Un des secteurs les plus sous-développés est celui de l’agro-alimentaire : « Malheureusement, nous n’avons pas été jusqu’ici capables de garantir une sécurité alimentaire à notre peuple. Pourtant, le GRK considère que la reprise de l’agriculture est une tâche très importante, et nous ferons de notre mieux pour assurer une sécuirté alimentaire, en encourageant la production domestique et moins dépendre des importations, pour arriver à une auto-suffisance dans ce domaine. »

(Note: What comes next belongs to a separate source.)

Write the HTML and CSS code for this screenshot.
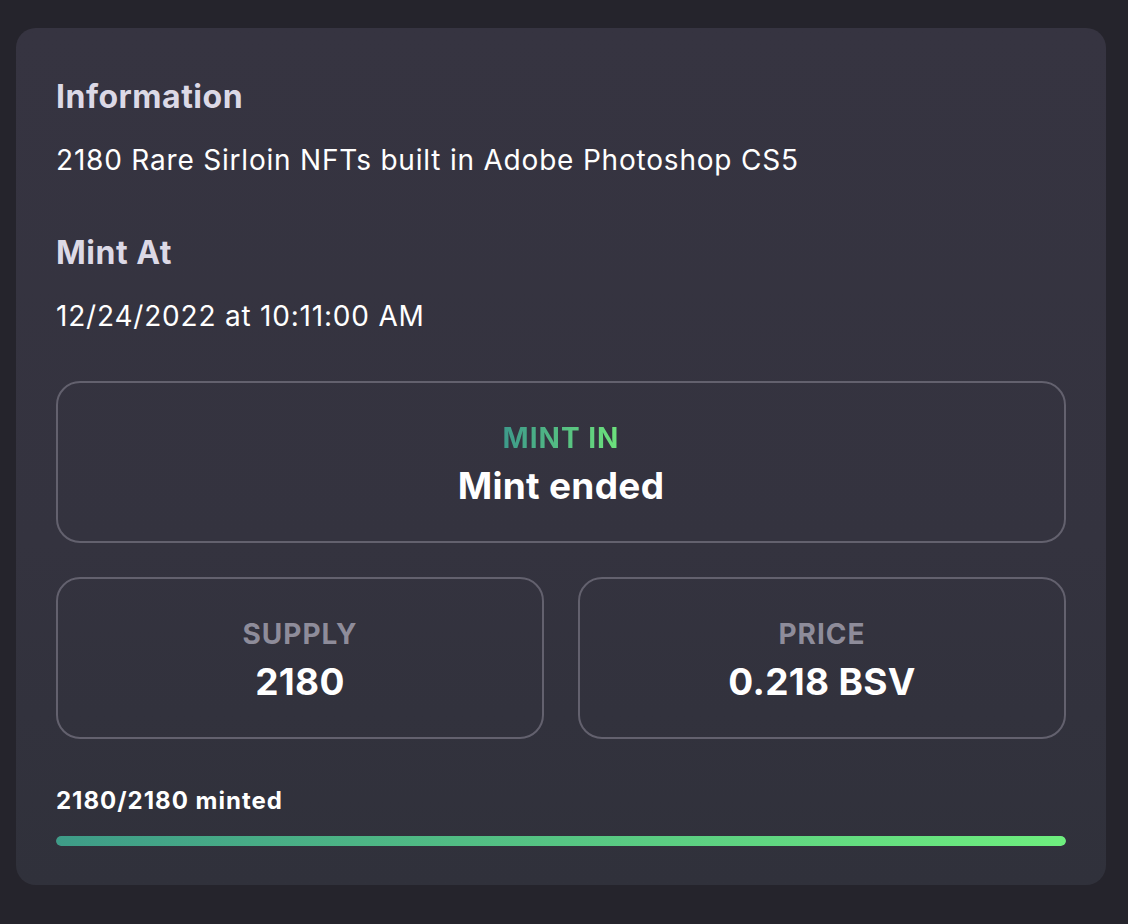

Sur l’amélioration des droits de l’homme, la protection des enfants et les droits des femmes, sur le problème des violences domestiques, le Premier Ministre souhaite une plus grande participation féminine au sein du GRK. Sur la cohabitation des différentes religions et ethnies au Kurdistan, le Gouvernement réitère sa volonté de tolérance et de liberté religieuse. « Nous disons clairement que la majorité de notre peuple est musulmane. La religion de l’islam fait partie de nos précieuses traditions et nous ne permettrons pas un mauvais usage de la liberté afin d’attenter au respect de l’islam. Mais dans le même temps, nous ne permettrons à la religion d’être instrumentalisée à des fins politiques pour attaquer la démocratie. Pour nous, la religion est une force qui doit encourager la paix et la fraternité parmi les peuples, et non créer des inimitiés et des discriminations. Ainsi, nous ne permettrons pas non plus que l’on manque de respect aux autres religions du Kurdistan. Les Kurdes, les Turkmènes, les Arabes, les Chaldéens, les Syriaques, les Assyriens et les Arméniens doivent tous vivre ensemble pacifiquement dans la Région du Kurdistan et nous devons tous nous respecter mutuellement. L’Histoire témoigne de l’unité et de la fraternité entre les Kakai, les yézidis et les Kurdes fayli. L’identité kurde nous rassemble tous et pour toujours. Le GRK respecte toutes les composantes de la société du Kurdistan et soutenir les libertés de tous est du devoir de chacun. Le GRK appartient à` tous et est fier de la riche mosaïque de notre société. »
Enfin, Nêçirvan Barzanî rappelle l’article 35 sur la liberté de la presse et des media et termine par une critique du ministre irakien des droits de l’homme pour son peu de zèle à faire toute la lumière sur les événements du génocide de l’Anfal, et notamment la découverte des fosses communes de localisation encore inconnue. Le nouveau conseil des ministres garde la plupart des ministres du 6ème cabinet, qui avaient été nommés après les législatives de 2009, hormis 9 nouveaux arrivants.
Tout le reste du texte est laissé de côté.